Al pari di molte altre cose del mercato globale, il fardello della bioinvasione ricade in modo diverso sui vari Paesi. Il bilancio delle vittime è spesso devastante per i Paesi più poveri, dove un raccolto mancato può innescare una carestia. Gli agenti nocivi esotici più implacabili, come lo pseudococco della manioca, la macchia grigia delle foglie e l'erba strega, dimezzano da soli il raccolto dei Paesi più poveri, ponendo “una seria minaccia alla vita e alle condizioni di vita”, dice Guy Preston del programma Working for Water.

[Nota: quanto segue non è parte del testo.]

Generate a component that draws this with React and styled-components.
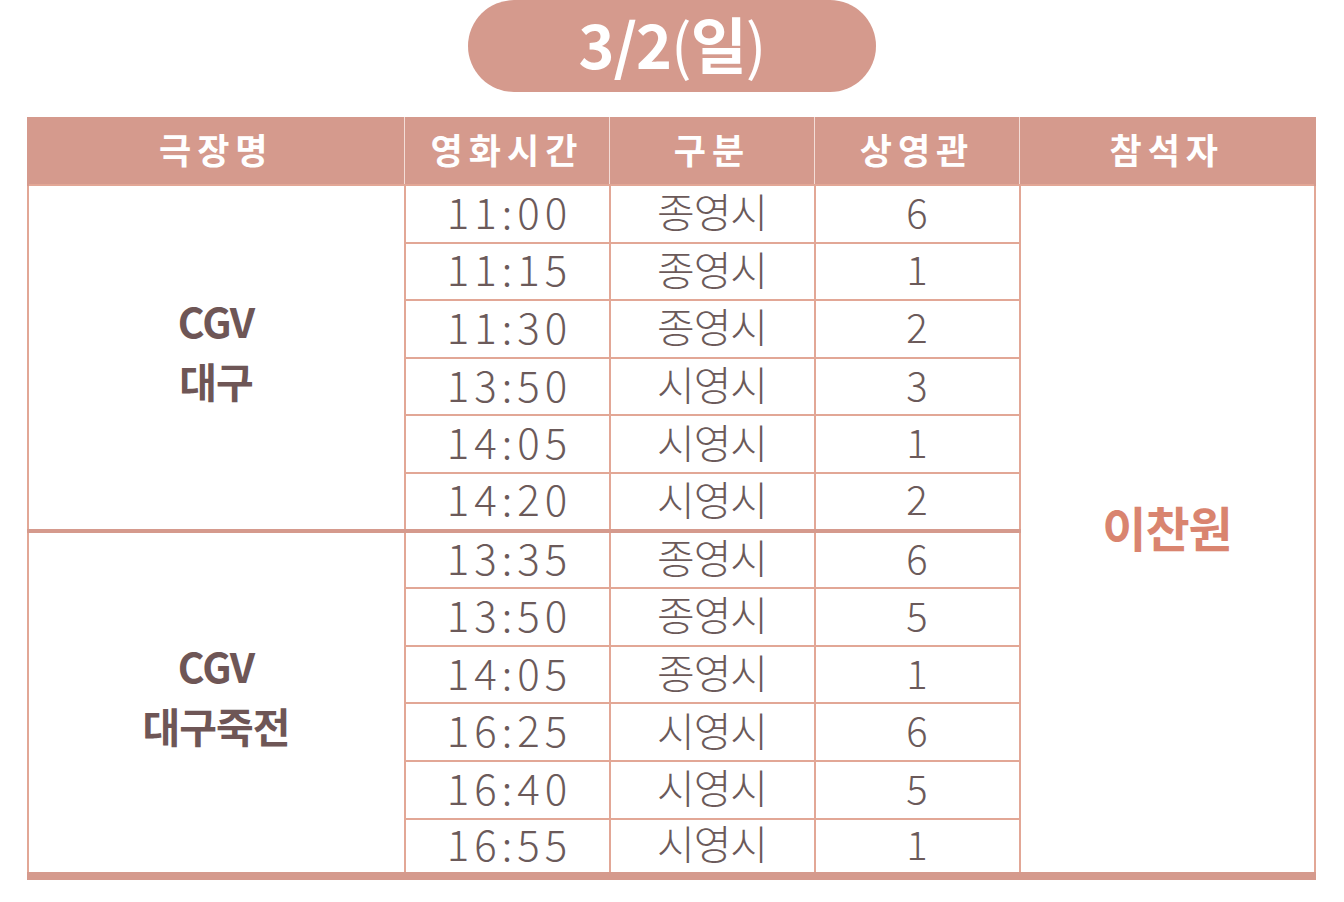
import React from 'react';
import styled, { createGlobalStyle } from 'styled-components';

const GlobalStyle = createGlobalStyle`
  html, body {
    margin: 0;
    padding: 0;
    background-color: #ffffff;
    font-family: "Noto Sans CJK KR", "Noto Sans", sans-serif;
  }
`;

const ACCENT = '#d59a8d';
const LINE = '#e2a796';

const Page = styled.div`
  width: 1344px;
  display: flex;
  flex-direction: column;
  align-items: center;
`;

const DatePill = styled.div`
  width: 408px;
  height: 92px;
  box-sizing: border-box;
  padding-bottom: 8px;
  border-radius: 46px;
  background-color: ${ACCENT};
  color: #fff;
  display: flex;
  align-items: center;
  justify-content: center;
  font-size: 61px;
  font-weight: 700;
  letter-spacing: -1px;
  line-height: 1;
  margin-bottom: 25px;
`;

const Paren = styled.span`
  font-weight: 400;
`;

const Table = styled.table`
  width: 1287px;
  margin-left: -2px;
  border-collapse: collapse;
  table-layout: fixed;
  border-bottom: 8px solid ${ACCENT};
`;

const HeadCell = styled.th`
  height: 63px;
  padding: 0 0 4px;
  background-color: ${ACCENT};
  color: #fff;
  font-size: 35px;
  font-weight: 700;
  letter-spacing: 6px;
  text-align: center;
  border-left: 1px solid #f4ddd7;
  &:first-child {
    border-left: 2px solid ${ACCENT};
  }
  &:last-child {
    border-right: 2px solid ${ACCENT};
  }
`;

const Row = styled.tr`
  height: 57.6px;
`;

const Cell = styled.td`
  padding: 0 0 6px;
  text-align: center;
  border: 2px solid ${LINE};
  border-top-width: ${({ $split }) => ($split ? '4px' : '2px')};
  border-top-color: ${({ $split }) => ($split ? ACCENT : LINE)};
  color: #6b5a5a;
  font-size: 40px;
  font-weight: 300;
  line-height: 1;
`;

const TimeCell = styled(Cell)`
  letter-spacing: 5px;
  font-size: 42px;
  text-indent: 5px;
`;

const KindCell = styled(Cell)`
  font-size: 41px;
  letter-spacing: -1px;
`;

const TheaterCell = styled(Cell)`
  padding-bottom: 14px;
  color: #6e5656;
  font-size: 41px;
  font-weight: 700;
  letter-spacing: -1px;
  line-height: 60px;
`;

const GuestCell = styled(Cell)`
  color: #d9846f;
  font-size: 48px;
  font-weight: 700;
  letter-spacing: -1px;
`;

const groups = [
  {
    name: ['CGV', '대구'],
    rows: [
      ['11:00', '종영시', '6'],
      ['11:15', '종영시', '1'],
      ['11:30', '종영시', '2'],
      ['13:50', '시영시', '3'],
      ['14:05', '시영시', '1'],
      ['14:20', '시영시', '2'],
    ],
  },
  {
    name: ['CGV', '대구죽전'],
    rows: [
      ['13:35', '종영시', '6'],
      ['13:50', '종영시', '5'],
      ['14:05', '종영시', '1'],
      ['16:25', '시영시', '6'],
      ['16:40', '시영시', '5'],
      ['16:55', '시영시', '1'],
    ],
  },
];

const totalRows = groups.reduce((n, g) => n + g.rows.length, 0);

const App = () => {
  return (
    <>
      <GlobalStyle />
      <Page>
        <DatePill>
          3/2<Paren>(</Paren>일<Paren>)</Paren>
        </DatePill>
        <Table>
          <colgroup>
            <col style={{ width: 377 }} />
            <col style={{ width: 205 }} />
            <col style={{ width: 205 }} />
            <col style={{ width: 205 }} />
            <col style={{ width: 295 }} />
          </colgroup>
          <thead>
            <tr>
              <HeadCell>극장명</HeadCell>
              <HeadCell>영화시간</HeadCell>
              <HeadCell>구분</HeadCell>
              <HeadCell>상영관</HeadCell>
              <HeadCell>참석자</HeadCell>
            </tr>
          </thead>
          <tbody>
            {groups.map((g, gi) =>
              g.rows.map((r, ri) => {
                const split = gi > 0 && ri === 0;
                return (
                  <Row key={`${gi}-${ri}`}>
                    {ri === 0 && (
                      <TheaterCell rowSpan={g.rows.length} $split={split}>
                        {g.name[0]}
                        <br />
                        {g.name[1]}
                      </TheaterCell>
                    )}
                    <TimeCell $split={split}>{r[0]}</TimeCell>
                    <KindCell $split={split}>{r[1]}</KindCell>
                    <Cell $split={split}>{r[2]}</Cell>
                    {gi === 0 && ri === 0 && (
                      <GuestCell rowSpan={totalRows}>이찬원</GuestCell>
                    )}
                  </Row>
                );
              })
            )}
          </tbody>
        </Table>
      </Page>
    </>
  );
};

export default App;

Poiché le specie esotiche hanno la tendenza a prosperare in un clima più mite, il riscaldamento del pianeta ha allargato le frontiere di tutta una serie di organismi che amano il calore. “Le specie invadenti sono di certo in vantaggio in un mondo sempre più caldo”, dice Pimentel.

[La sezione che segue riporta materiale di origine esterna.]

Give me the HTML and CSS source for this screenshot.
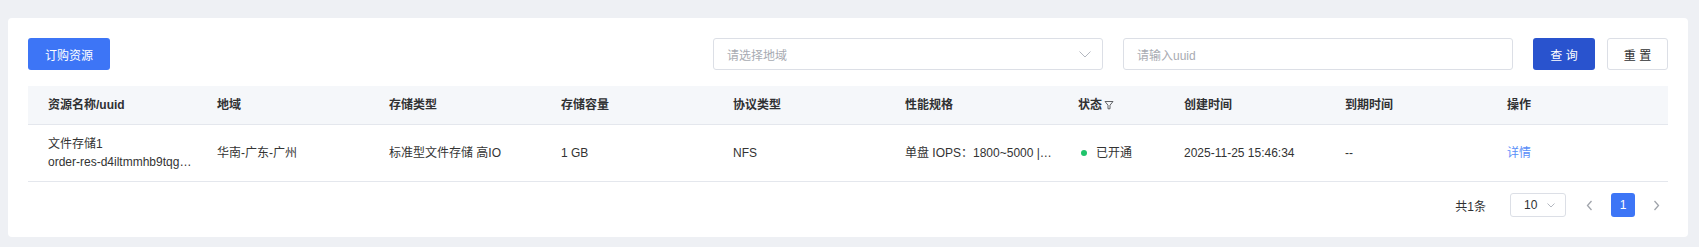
FILE: index.html
```html
<!DOCTYPE html>
<html lang="zh-CN">
<head>
    <meta charset="UTF-8">
    <meta name="viewport" content="width=device-width, initial-scale=1.0">
    <title>文件存储</title>
    <link rel="stylesheet" href="styles.css">
</head>
<body>
    <div class="card">
        <div class="toolbar">
            <button class="btn btn-primary">订购资源</button>
            <div class="filters">
                <div class="select">
                    <span class="placeholder">请选择地域</span>
                    <svg class="chevron" width="12" height="7" viewBox="0 0 12 7"><path d="M0.5 0.5L6 6L11.5 0.5" fill="none" stroke="#b4b8c0" stroke-width="1"/></svg>
                </div>
                <div class="input">
                    <span class="placeholder">请输入uuid</span>
                </div>
                <button class="btn btn-query">查 询</button>
                <button class="btn btn-default">重 置</button>
            </div>
        </div>

        <div class="table">
            <div class="tr thead">
                <div class="td">资源名称/uuid</div>
                <div class="td">地域</div>
                <div class="td">存储类型</div>
                <div class="td">存储容量</div>
                <div class="td">协议类型</div>
                <div class="td">性能规格</div>
                <div class="td">状态<svg class="filter" width="10" height="10" viewBox="0 0 10 10"><path d="M1 1.5H9L6 5.2V8.8H4V5.2Z" fill="none" stroke="#606266" stroke-width="1"/></svg></div>
                <div class="td">创建时间</div>
                <div class="td">到期时间</div>
                <div class="td">操作</div>
            </div>
            <div class="tr tbody">
                <div class="td">
                    <div>文件存储1</div>
                    <div title="order-res-d4iltmmhb9tqg">order-res-d4iltmmhb9tqg…</div>
                </div>
                <div class="td">华南-广东-广州</div>
                <div class="td">标准型文件存储 高IO</div>
                <div class="td">1 GB</div>
                <div class="td">NFS</div>
                <div class="td"><div>单盘 IOPS：1800~5000 |…</div></div>
                <div class="td"><span class="dot"></span>已开通</div>
                <div class="td">2025-11-25 15:46:34</div>
                <div class="td">--</div>
                <div class="td"><a class="link">详情</a></div>
            </div>
        </div>

        <div class="pager">
            <span class="total">共1条</span>
            <div class="size">
                <span>10</span>
                <svg width="8" height="5" viewBox="0 0 8 5"><path d="M0.5 0.5L4 4L7.5 0.5" fill="none" stroke="#b4b8c0" stroke-width="1"/></svg>
            </div>
            <span class="arrow"><svg width="7" height="11" viewBox="0 0 7 11"><path d="M5.5 1L1.5 5.5L5.5 10" fill="none" stroke="#a0a4ab" stroke-width="1.3"/></svg></span>
            <span class="page active">1</span>
            <span class="arrow"><svg width="7" height="11" viewBox="0 0 7 11"><path d="M1.5 1L5.5 5.5L1.5 10" fill="none" stroke="#a0a4ab" stroke-width="1.3"/></svg></span>
        </div>
    </div>
</body>
</html>
```

FILE: styles.css
```css
body {
    margin: 0;
    padding: 18px 11px 11px 8px;
    background: #eef0f4;
    font-family: "Liberation Sans", "Noto Sans CJK SC", sans-serif;
    font-size: 12px;
    color: #303133;
}

.card {
    background: #fff;
    border-radius: 4px;
    padding: 20px 20px 20px 20px;
}

.toolbar {
    display: flex;
    justify-content: space-between;
    align-items: center;
    height: 32px;
}

.filters {
    display: flex;
    align-items: center;
}

.btn {
    height: 32px;
    padding: 0;
    font-family: inherit;
    font-size: 12px;
    white-space: nowrap;
    border-radius: 3px;
    border: 1px solid transparent;
    cursor: pointer;
}

.btn-primary {
    width: 82px;
    background: #3d75f6;
    color: #fff;
}

.btn-query {
    width: 62px;
    margin-left: 20px;
    background: #2953ce;
    color: #fff;
}

.btn-default {
    width: 61px;
    margin-left: 12px;
    background: #fff;
    border-color: #dcdfe6;
    color: #303133;
}

.select, .input {
    box-sizing: border-box;
    height: 32px;
    width: 390px;
    border: 1px solid #dcdfe6;
    border-radius: 3px;
    padding: 0 11px 0 13px;
    display: flex;
    align-items: center;
    justify-content: space-between;
}

.input {
    margin-left: 20px;
}

.placeholder {
    color: #a8abb2;
}

.table {
    margin-top: 16px;
}

.tr {
    display: grid;
    grid-template-columns: 169px 172px 172px 172px 172px 173px 106px 161px 162px 182px;
    border-bottom: 1px solid #e4e7ed;
}

.thead {
    height: 38px;
    background: #f5f7fa;
    font-weight: bold;
    color: #303133;
}

.tbody {
    height: 56px;
    color: #333;
}

.td {
    padding: 0 4px 0 20px;
    display: flex;
    flex-direction: column;
    justify-content: center;
    line-height: 18px;
    min-width: 0;
    white-space: nowrap;
}

.thead .td:nth-child(7), .tbody .td:nth-child(7) {
    flex-direction: row;
    align-items: center;
    justify-content: flex-start;
}

.filter {
    margin-left: 2px;
}

.dot {
    width: 6px;
    height: 6px;
    border-radius: 50%;
    background: #1fc46b;
    margin: 0 9px 0 3px;
}

.link {
    color: #5a8ef8;
    cursor: pointer;
}

.pager {
    display: flex;
    justify-content: flex-end;
    align-items: center;
    margin-top: 11px;
    height: 24px;
    padding-right: 8px;
}

.total {
    margin-right: 24px;
}

.size {
    box-sizing: border-box;
    width: 56px;
    height: 24px;
    border: 1px solid #dcdfe6;
    border-radius: 3px;
    padding: 0 10px 0 13px;
    display: flex;
    align-items: center;
    justify-content: space-between;
    margin-right: 19px;
}

.arrow {
    width: 8px;
    display: flex;
    justify-content: center;
}

.page {
    width: 24px;
    height: 24px;
    margin: 0 17px 0 18px;
    border-radius: 3px;
    display: flex;
    align-items: center;
    justify-content: center;
}

.page.active {
    background: #3d75f6;
    color: #fff;
}
```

Ma importare la natura può anche essere una benedizione. Una vespa parassita del Sudamerica ha contribuito a far sì che milioni di coltivatori africani potessero tenere sotto controllo lo pseudococco della manioca che devasta i raccolti, mentre l'Australia è riuscita a trasformare con successo un virus killer proveniente dalla Repubblica ceca in uno sterminatore dell'onnipresente e dilagante coniglio europeo. Spesso, però, la natura dà i suoi contraccolpi. La mangusta indiana spedita nelle Indie Occidentali per dare la caccia ai topi, ha finito col divorare tutto quello che striscia o gracchia. Una manciata di uccelli che nidificano al suolo e fino a una dozzina di rettili e anfibi sono quasi giunti all'estinzione.

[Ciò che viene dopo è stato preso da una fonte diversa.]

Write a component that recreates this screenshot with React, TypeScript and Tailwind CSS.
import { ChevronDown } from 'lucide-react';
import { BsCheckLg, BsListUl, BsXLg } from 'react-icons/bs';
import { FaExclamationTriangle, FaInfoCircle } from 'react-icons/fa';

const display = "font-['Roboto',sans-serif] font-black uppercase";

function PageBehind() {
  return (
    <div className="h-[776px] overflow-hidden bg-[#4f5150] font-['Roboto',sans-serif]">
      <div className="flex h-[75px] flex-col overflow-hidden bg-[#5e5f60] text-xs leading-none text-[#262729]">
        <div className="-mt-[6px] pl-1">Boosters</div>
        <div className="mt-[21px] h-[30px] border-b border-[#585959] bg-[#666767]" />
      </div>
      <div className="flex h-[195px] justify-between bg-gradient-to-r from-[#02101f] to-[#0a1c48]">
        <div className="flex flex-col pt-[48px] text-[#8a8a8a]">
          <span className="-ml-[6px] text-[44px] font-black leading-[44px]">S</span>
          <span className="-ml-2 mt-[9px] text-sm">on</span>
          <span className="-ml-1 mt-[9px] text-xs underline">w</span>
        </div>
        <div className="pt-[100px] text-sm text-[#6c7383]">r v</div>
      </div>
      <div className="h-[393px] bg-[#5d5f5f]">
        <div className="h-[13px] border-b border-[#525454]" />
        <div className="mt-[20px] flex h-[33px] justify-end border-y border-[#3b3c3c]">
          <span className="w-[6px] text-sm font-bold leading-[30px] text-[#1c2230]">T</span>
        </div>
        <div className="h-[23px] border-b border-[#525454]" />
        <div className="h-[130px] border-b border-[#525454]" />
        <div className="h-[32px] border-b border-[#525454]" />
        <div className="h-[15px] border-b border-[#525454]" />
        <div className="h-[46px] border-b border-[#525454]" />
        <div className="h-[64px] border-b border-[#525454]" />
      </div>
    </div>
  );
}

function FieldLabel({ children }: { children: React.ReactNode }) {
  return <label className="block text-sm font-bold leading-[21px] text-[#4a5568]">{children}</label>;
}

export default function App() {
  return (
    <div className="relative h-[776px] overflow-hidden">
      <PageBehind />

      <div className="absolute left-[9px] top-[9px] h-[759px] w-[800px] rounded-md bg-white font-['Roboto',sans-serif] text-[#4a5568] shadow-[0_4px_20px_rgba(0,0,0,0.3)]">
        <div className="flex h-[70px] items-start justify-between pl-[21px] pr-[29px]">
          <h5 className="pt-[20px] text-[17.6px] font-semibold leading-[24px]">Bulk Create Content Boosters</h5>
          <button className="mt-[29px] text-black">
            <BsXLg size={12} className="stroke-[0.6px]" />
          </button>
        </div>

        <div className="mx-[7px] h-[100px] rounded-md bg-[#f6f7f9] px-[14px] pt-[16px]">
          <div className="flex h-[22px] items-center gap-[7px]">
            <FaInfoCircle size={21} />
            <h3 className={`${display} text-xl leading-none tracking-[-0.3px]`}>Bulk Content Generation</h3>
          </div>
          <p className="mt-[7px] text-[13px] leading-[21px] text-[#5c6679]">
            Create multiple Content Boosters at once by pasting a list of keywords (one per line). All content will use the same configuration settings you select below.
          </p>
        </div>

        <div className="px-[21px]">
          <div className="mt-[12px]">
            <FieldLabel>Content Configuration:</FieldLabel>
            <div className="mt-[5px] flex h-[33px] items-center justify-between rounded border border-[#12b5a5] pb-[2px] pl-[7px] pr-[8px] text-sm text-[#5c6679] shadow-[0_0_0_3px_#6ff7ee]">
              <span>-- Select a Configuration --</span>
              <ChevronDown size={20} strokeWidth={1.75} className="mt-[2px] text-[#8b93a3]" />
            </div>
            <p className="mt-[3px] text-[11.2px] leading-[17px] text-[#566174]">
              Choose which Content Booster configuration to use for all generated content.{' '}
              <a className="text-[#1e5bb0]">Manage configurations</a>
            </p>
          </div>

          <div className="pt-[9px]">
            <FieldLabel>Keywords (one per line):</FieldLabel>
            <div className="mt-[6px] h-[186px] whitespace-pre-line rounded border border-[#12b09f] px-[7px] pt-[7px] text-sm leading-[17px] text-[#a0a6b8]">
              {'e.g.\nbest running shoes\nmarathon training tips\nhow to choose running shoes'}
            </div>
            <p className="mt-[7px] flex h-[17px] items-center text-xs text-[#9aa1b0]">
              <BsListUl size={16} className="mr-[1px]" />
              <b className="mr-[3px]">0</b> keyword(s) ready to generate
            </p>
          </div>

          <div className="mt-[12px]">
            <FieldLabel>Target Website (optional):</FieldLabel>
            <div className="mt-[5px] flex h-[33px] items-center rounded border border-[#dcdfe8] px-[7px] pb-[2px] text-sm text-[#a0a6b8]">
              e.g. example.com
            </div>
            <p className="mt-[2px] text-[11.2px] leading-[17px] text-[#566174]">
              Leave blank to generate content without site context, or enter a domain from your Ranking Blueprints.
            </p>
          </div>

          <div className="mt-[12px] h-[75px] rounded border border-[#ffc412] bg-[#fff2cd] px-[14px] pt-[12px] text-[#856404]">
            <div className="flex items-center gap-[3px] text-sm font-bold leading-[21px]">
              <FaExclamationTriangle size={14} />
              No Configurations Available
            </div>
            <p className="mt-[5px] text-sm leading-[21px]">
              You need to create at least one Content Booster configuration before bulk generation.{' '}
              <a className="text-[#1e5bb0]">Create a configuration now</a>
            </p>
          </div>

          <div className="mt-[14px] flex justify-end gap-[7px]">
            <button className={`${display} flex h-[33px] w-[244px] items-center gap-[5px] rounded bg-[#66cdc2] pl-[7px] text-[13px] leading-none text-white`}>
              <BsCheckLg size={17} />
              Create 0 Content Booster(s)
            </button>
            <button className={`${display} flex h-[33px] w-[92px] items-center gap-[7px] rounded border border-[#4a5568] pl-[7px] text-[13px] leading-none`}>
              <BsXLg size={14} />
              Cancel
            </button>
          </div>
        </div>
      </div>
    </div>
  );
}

In realtà il peggior lascito dei bioinvasori potrebbe essere la devastazione che implicano per qualsiasi altra forma di vita naturale. Negli Usa fino al 40% delle specie estinte è imputabile alle erbe, ai predatori o agli agenti patogeni invasori, secondo Pimentel. E liberarsi dei bioinvasori è assai problematico. Forse l'unico modo veramente sicuro per porre freno alla bioinvasione è sigillare i buchi che si allargano alle frontiere internazionali. Se le ispezioni doganali negli Usa sono poco meticolose, in buona parte del resto del mondo sono addirittura risibili. Solo nel 2005 l'India è arrivata a chiedere ai passeggeri in arrivo se trasportavano frutta, vegetali o piante, tutti importanti mezzi di trasmissione delle malattie. Ma i controlli doganali hanno pur sempre i loro limiti nell'economia globale. Grazie a severe e rigide leggi import l'Australia ha messo a punto una delle più efficaci difese contro la bioinvasione di qualsiasi altro Paese, eppure alla fine degli anni '90 gli allevatori canadesi di salmone hanno accusato l'Australia di avere normative doganali poco corrette. L'Organizzazione mondiale del commercio condivise le loro accuse costringendo l'Australia ad aprire il suo mercato, decisioni che potrebbero compromettere i regolamenti relativi alla quarantena.

E in un'epoca in cui i germi e gli agenti patogeni possono volare nei cieli e viaggiare sui mari, perfino i controlli più meticolosi alle frontiere potrebbero rivelarsi poco utili. Nella maggior parte dei Paesi le specie esotiche sono troppo ambientate per essere sradicate. Memori di ciò che diceva Ralph Waldo Emerson – “un'erba infestante è una pianta le cui virtù non sono state ancora scoperte” – alcuni studiosi stanno cercando di studiare i bioinvasori: in India un team di ricercatori sta aiutando le famiglie nelle campagne a trasformare la lantana camara, erbaccia infestante che invade i boschi, in un utile sostituto del bambù. Non tutte le specie nocive e gli agenti patogeni potranno prestarsi a un uso positivo, ma ciò non significa che gli studiosi debbano rinunciare. “Il vero problema non è arrestare la bioinvasione, ma comprenderla”, dice Perrings. In definitiva significa imparare a convivere con il nemico.